The Heritage Audio 73JRIIs are 500 Series preamps with no equalizer section. The “II” model includes a few noteworthy updates to the already solid 3-stage Class A design, discrete circuitry, Styroflex, and tantalum (electrolytic) capacitors throughout as found on the original 73JR. The hi-pass filter has been updated to be sweepable from 20 to 220 Hz. Line mode allows for re-amping, and the unit automatically switches to from mic to DI mode when a 1/4-inch mono jack is inserted. Like the original 73JR, this unit also incorporates a “slow turn on” power feature – over a period of 20 seconds – “a life saver for your lunchbox.” The hand built 73JRII has +80 dB of gain with -125 dBu EIN (equivalent input noise) and uses only discrete, through-hole traditional components. Output and input transformers are Carnhills, manufactured at the company’s St. Ives and Oxford factories respectively.
The front panel is a familiar RAF blue/grey color and has (from top to bottom): an input gain knob, buttons for selection of low impedance, pad, line input, phantom power, polarity, and hi-pass filter engagement. Below are the concentric output attenuator and frequency point selection for the hi-pass filter. Finally, at the bottom is a 1/4-inch DI input jack.
This is a beautiful build – I love the way these modules look and feel. The click and resistance from the familiar-looking Marconi knobs are tight and satisfying to use. It can suck when an excellent-sounding piece of gear has cheap, wiggly controls; but this is not the case with the Heritage. The 73JRIIs are fully encased and shielded modules – not naked cards with a faceplate – and they were easy to seat into both my Cranborne Audio 500R8 [Tape Op #135] and API 500 Series racks.
As much as I love this style of preamp on guitars, the first thing I needed to record was bass, so I plugged my Jerry Jones Guitars Longhorn bass into the front of the module, grabbed the felt pick, and got to work. Here’s the thing: There was no fussing around to get a vibey fat bass sound. I simply set the level and never thought about it again – getting a rich, creamy low end with a bit of pleasing distortion when I pushed the input, with plenty of nice focused midrange “notes.” When I sent the track back to the client, they immediately commented on the bass sound. The same thing happened on another track for a different client; “What a cool bass sound.” The 73JRII isn’t going to make you a better bass player, but it sure helps sell the idea.

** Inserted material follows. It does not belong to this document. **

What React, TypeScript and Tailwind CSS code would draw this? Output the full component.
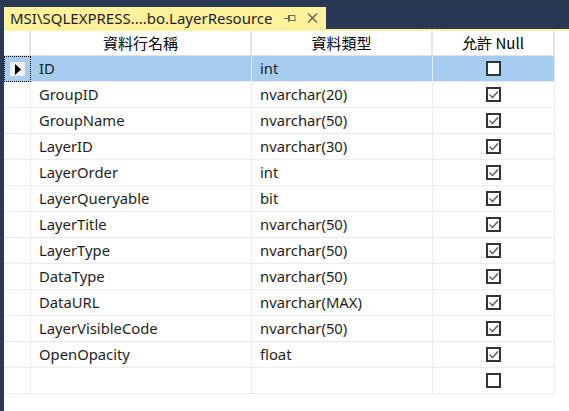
import React from "react";

const rows: { name: string; type: string; nul: boolean }[] = [
  { name: "ID", type: "int", nul: false },
  { name: "GroupID", type: "nvarchar(20)", nul: true },
  { name: "GroupName", type: "nvarchar(50)", nul: true },
  { name: "LayerID", type: "nvarchar(30)", nul: true },
  { name: "LayerOrder", type: "int", nul: true },
  { name: "LayerQueryable", type: "bit", nul: true },
  { name: "LayerTitle", type: "nvarchar(50)", nul: true },
  { name: "LayerType", type: "nvarchar(50)", nul: true },
  { name: "DataType", type: "nvarchar(50)", nul: true },
  { name: "DataURL", type: "nvarchar(MAX)", nul: true },
  { name: "LayerVisibleCode", type: "nvarchar(50)", nul: true },
  { name: "OpenOpacity", type: "float", nul: true },
  { name: "", type: "", nul: false },
];

function CheckBox({ checked }: { checked: boolean }) {
  return (
    <div className="w-[15px] h-[15px] border-2 border-[#333333] bg-white flex items-center justify-center">
      {checked && (
        <svg width="11" height="11" viewBox="0 0 11 11">
          <polyline points="1.5,5.5 4.5,8.5 10,2.5" fill="none" stroke="#5a5a5a" strokeWidth="1.4" />
        </svg>
      )}
    </div>
  );
}

export default function App() {
  return (
    <div className="w-[569px] h-[411px] bg-[#293955] flex flex-col overflow-hidden" style={{ fontFamily: '"Noto Sans", "Noto Sans CJK TC", sans-serif' }}>
      <div className="h-[7px] shrink-0" />
      <div className="flex h-[22px] shrink-0 pl-[4px]">
        <div className="w-[322px] bg-[#fff29d] flex items-center pl-[6px] text-[#1e1e1e]">
          <span className="text-[15px] leading-none whitespace-nowrap">MSI\SQLEXPRESS....bo.LayerResource</span>
          <div className="flex-1" />
          <svg width="12" height="8" viewBox="0 0 12 8" className="mr-[11px] mt-[1px] shrink-0">
            <line x1="0" y1="3.5" x2="4" y2="3.5" stroke="#6b6b55" strokeWidth="1" />
            <line x1="4.5" y1="0" x2="4.5" y2="7" stroke="#6b6b55" strokeWidth="1" />
            <rect x="5.5" y="0.5" width="5.5" height="5" fill="none" stroke="#6b6b55" strokeWidth="1" />
            <line x1="5" y1="5.5" x2="11.5" y2="5.5" stroke="#6b6b55" strokeWidth="1" />
          </svg>
          <svg width="11" height="10" viewBox="0 0 11 10" className="mr-[8px] shrink-0">
            <line x1="1" y1="0.5" x2="10" y2="9.5" stroke="#6b6b55" strokeWidth="1.5" />
            <line x1="10" y1="0.5" x2="1" y2="9.5" stroke="#6b6b55" strokeWidth="1.5" />
          </svg>
        </div>
      </div>
      <div className="h-[2px] shrink-0 ml-[4px] bg-[#fff29d]" />
      <div className="flex-1 ml-[4px] bg-white">
        <div className="flex h-[25px] border-b border-[#e2e2e2] w-[551px] text-[15px] text-black" style={{ fontFamily: '"Noto Sans CJK TC", sans-serif' }}>
          <div className="w-[27px] border-r-2 border-[#e4e4e4]" />
          <div className="w-[221px] border-r-2 border-[#e4e4e4] flex items-center justify-center">資料行名稱</div>
          <div className="w-[181px] border-r-2 border-[#e4e4e4] flex items-center justify-center">資料類型</div>
          <div className="w-[122px] border-r-2 border-[#e4e4e4] flex items-center justify-center">允許 Null</div>
        </div>
        {rows.map((r, i) => {
          const sel = i === 0;
          const bg = sel ? "bg-[#a6cdf0]" : "bg-white";
          return (
            <div key={i} className="flex h-[26px] w-[551px] text-[14.8px] text-[#1e1e1e]">
              <div className={`w-[27px] ${bg} ${sel ? "border border-dotted border-black" : "border-r border-b border-[#ececec]"} flex items-center justify-center`}>
                {sel && (
                  <div className="w-[15px] h-[14px] bg-[#f0f0f0] flex items-center justify-center">
                    <svg width="6" height="11" viewBox="0 0 6 11">
                      <polygon points="0,0 6,5.5 0,11" fill="#000" />
                    </svg>
                  </div>
                )}
              </div>
              <div className={`w-[221px] ${bg} border-r border-b border-[#ececec] flex items-center pl-[8px]`}>{r.name}</div>
              <div className={`w-[181px] ${bg} border-r border-b border-[#ececec] flex items-center pl-[8px]`}>{r.type}</div>
              <div className={`w-[122px] ${bg} border-r border-b border-[#ececec] flex items-center justify-center`}>
                <CheckBox checked={r.nul} />
              </div>
            </div>
          );
        })}
      </div>
    </div>
  );
}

Also on the list were some background vocals. For this, I rolled off some low end with the high-pass filter and ran some parts with a few different condenser mics (Bock 195 [#84], JZ BB29 [#141], and a vintage Neumann U 67) with beautiful results. There was plenty of air around the tracks, and with the high-pass filter engaged during tracking, it saved the need for EQ’ing out unwanted lows later when mixing. I have been trying to commit to choices before mixing, and to use minimal EQ in the mix stage if I missed something. It’s an ongoing pursuit, but having a simple tool like the variable high-pass makes this effort easier. I love the sound of the 73JRII, and was wishing I had a rack-mount version with EQ or an EQJR 500 Series module partner with this preamp.
These Heritage Audio modules sounded quite impressive on electric guitars of several varieties with different amp choices. It’s what I would expect from a vintage 1073, but despite its familiar sound, it was still exciting and inspiring. The bottom end is notable for its thick roundness and warmth, without being flabby or unfocused, plus there was a nice harmonic glow to the mids and highs. I like the way tracks recorded with the 73JRII units worked in the mix and interplayed with other instruments – especially those recorded with the same pre. It was not much work to get a compelling sound right away, and honestly, that’s the highest praise I can offer. Sounds sensational and was easy to use. I’d be thrilled to have these at my disposal for constant on the go use for any project, and although I was not able to track drums in the review timeframe, I know these will sound outstanding on kick and snare!
Another thing I like to do when mixing at home (as opposed to the studio, where I mix on a large format console) is to pass the mix through a stereo pair of outboard analog modules. By running your mix through the Heritage modules (then back into your DAW), you can put a classic 2-bus style “color stamp” that I feel is more interesting than most plug-in simulations or a straight in the box bounce.
If you are just getting into recording, you should consider at least one high-quality and simple-to-use preamp like the 73JRII. Sure, you could get one with EQ, but then you’d be tempted to overuse it and possibly ruin what was otherwise better left alone if you don’t yet understand EQ and how to use it. Sorry if this sounds harsh, but it’s true; too many new recordists try to do too much and find themselves deep in the weeds. Get some solid simple tools that will last, some decent monitors, and have fun making music.